Different Drift Patterns:
Although the –3 group falls more sharply, it bottoms out around t+5. In contrast, the –2 group declines more slowly but exhibits a longer-lasting post-event drift, continuing downward through t+10.
Statistical Significance:
The CAR t-statistic chart confirms that these declines are highly significant. All negative groups remain below –3 in t-values after the event, indicating that the negative effects are statistically robust rather than random fluctuations.
Figure 4:Group Comparison Chart of R type events


Overall, Industry Prospects (I) and Crisis Precursors (R) are the two event categories that elicit the strongest market reactions. The former reflects shocks to a company’s operating fundamentals, while the latter signals rising credit risk. These differences not only highlight the market’s layered response to different types of risk, but also demonstrate how the TCRI Watchdog classification framework accurately captures real market behavior.
This study shows that Taiwan’s market reacts quickly yet asymmetrically to corporate announcements. Negative information dominates, with impacts that begin before disclosure and persist afterward as downward drifts.
Among the five event types, Industry Prospects (I) had the most significant and lasting effects—extreme negative events (–3) led to an average cumulative drop of –19.4%, sustained through ten trading days. Crisis events (R) most closely reflected early credit deterioration, with extended tail risks.
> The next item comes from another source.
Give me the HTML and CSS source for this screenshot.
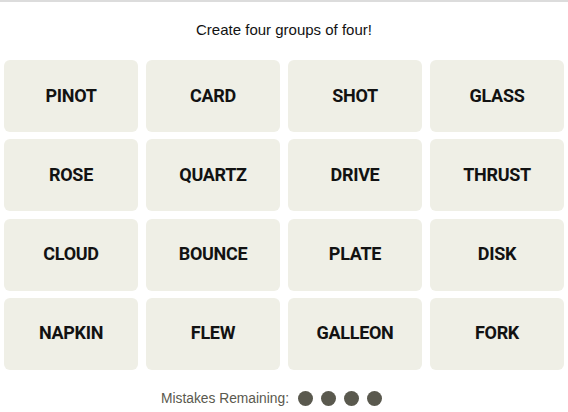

The findings highlight a key insight:
The market reacts not only to the event itself, but to the nature and risk level of that event.
For investors, this provides a new behavioral lens—quantitatively tracking how markets price information before and after disclosures, rather than reviewing events retrospectively.
Whether constructing short-term trading models, long-term risk indicators, or portfolio surveillance systems, TCRI Watchdog’s event intensity data forms the essential behavioral layer linking information flow with market response.